More recently, UK production in the two weeks ending 16 May averaged 44.2m litres/day, 2.1% higher than the same week in 2014.

This year’s peak was 44.8m litres on 26 April, which was 2.2% up on the previous year’s.

DairyCo said the UK could be on track for another record year, if any unforeseen events or herd changes are avoided.

French milk deliveries in the week ending 10 May were 1.4% down on 2014 but 3.4% up on the five-year average.

Benoit Rouyer, director of economic and regional affairs at the French Dairy Inter-branch Organisation, said markets were showing a “chaotic and bearish” trend.

But he said the end of EU milk quotas had not brought a “dairy tsunami” of surging production in the Continent’s two biggest producers, Germany and France.
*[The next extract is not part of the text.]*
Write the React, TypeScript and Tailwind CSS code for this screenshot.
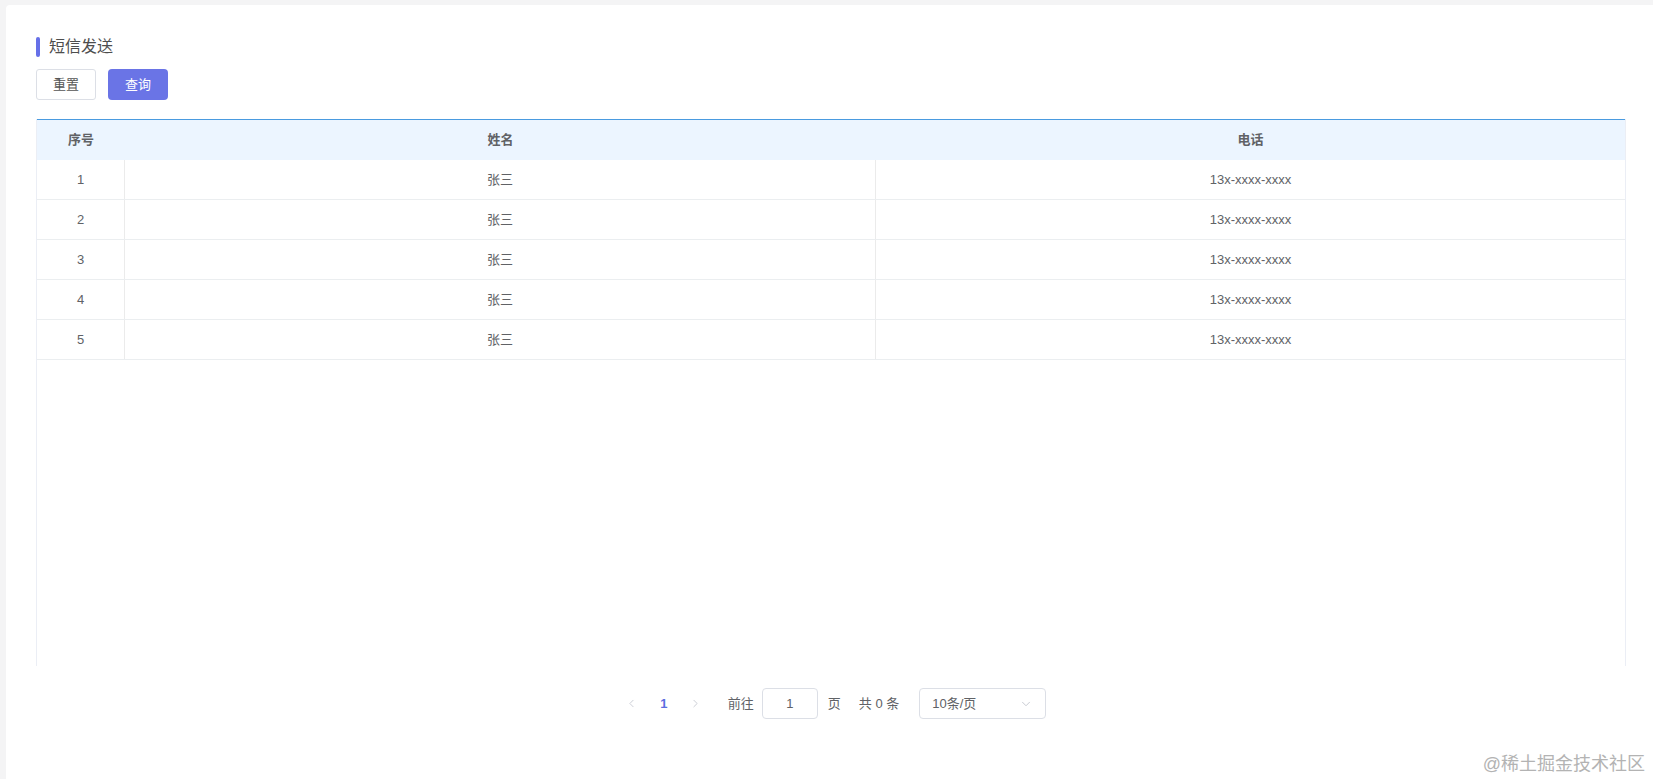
import { ChevronLeft, ChevronRight, ChevronDown } from "lucide-react";

const rows = [1, 2, 3, 4, 5].map((n) => ({ id: n, name: "张三", phone: "13x-xxxx-xxxx" }));

const FONT = "font-['Liberation_Sans','Noto_Sans_CJK_SC',sans-serif]";

export default function App() {
  return (
    <div className={`relative min-h-[779px] w-full overflow-hidden bg-[#f4f4f5] ${FONT}`}>
      <div className="ml-[6px] mt-[5px] min-h-[774px] rounded-tl-[4px] bg-white pl-[30px] pr-[27px] pt-[32px]">
        {/* title */}
        <div className="flex h-[20px] items-center">
          <span className="h-[20px] w-[4px] rounded-[2px] bg-[#6670e8]" />
          <span className="ml-[9px] text-[16px] leading-none text-[#4d4d4d]">短信发送</span>
        </div>

        {/* actions */}
        <div className="mt-[12px] flex gap-[12px]">
          <button className="h-[31px] w-[60px] rounded-[3px] border border-[#dcdfe6] bg-white text-[13px] text-[#555]">
            重置
          </button>
          <button className="h-[31px] w-[60px] rounded-[4px] bg-[#6a74e6] text-[13px] text-white">
            查询
          </button>
        </div>

        {/* table */}
        <div className="mt-[19px] flex h-[547px] flex-col border-x border-[#ebeef5]">
          <div className="grid h-[41px] grid-cols-[88px_751px_1fr] items-center border-t border-[#4a9be0] bg-[#ecf5ff] text-[13px] font-bold text-[#606266]">
            <div className="text-center">序号</div>
            <div className="text-center">姓名</div>
            <div className="text-center">电话</div>
          </div>
          {rows.map((r) => (
            <div
              key={r.id}
              className="grid h-[40px] grid-cols-[88px_751px_1fr] border-b border-[#ebeef0] text-[13px] text-[#606266]"
            >
              <div className="flex items-center justify-center border-r border-[#ebebeb]">{r.id}</div>
              <div className="flex items-center justify-center border-r border-[#ebebeb]">{r.name}</div>
              <div className="flex items-center justify-center">{r.phone}</div>
            </div>
          ))}
        </div>

        {/* pagination */}
        <div className="mt-[22px] flex items-center justify-center text-[13px] text-[#606266]">
          <button className="flex h-[31px] w-[32px] items-center justify-center text-[#c0c4cc]">
            <ChevronLeft size={13} strokeWidth={1.5} />
          </button>
          <button className="flex h-[31px] w-[32px] items-center justify-center font-bold text-[#5b6ee1]">1</button>
          <button className="flex h-[31px] w-[32px] items-center justify-center text-[#c0c4cc]">
            <ChevronRight size={13} strokeWidth={1.5} />
          </button>
          <span className="ml-[16px]">前往</span>
          <div className="ml-[8px] flex h-[31px] w-[56px] items-center justify-center rounded-[4px] border border-[#dcdfe6]">
            1
          </div>
          <span className="ml-[10px]">页</span>
          <span className="ml-[18px]">共 0 条</span>
          <div className="ml-[20px] flex h-[31px] w-[127px] items-center justify-between rounded-[4px] border border-[#dcdfe6] pl-[12px] pr-[12px]">
            <span>10条/页</span>
            <ChevronDown size={14} strokeWidth={1.5} className="text-[#c0c4cc]" />
          </div>
        </div>
      </div>

      {/* watermark */}
      <div className="absolute bottom-[6px] right-[8px] text-[18px] leading-none text-[#b3b3b3]">@稀土掘金技术社区</div>
    </div>
  );
}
“It is difficult to make any price forecasts. In a couple of weeks, as we move further from the peak, the situation will have definitely clarified,” he told the Dairy Industry Newsletter conference in London.

“We are going through a trough during the first half of 2015. But a repeat of 2009 seems unlikely.”

Eric Meyer, president of dairy at US broker HighGround Trading, said dairy product stocks were building across the world, but EU intervention prices would play a role.

“The bottom is getting closer in the New Zealand and EU markets,” he said.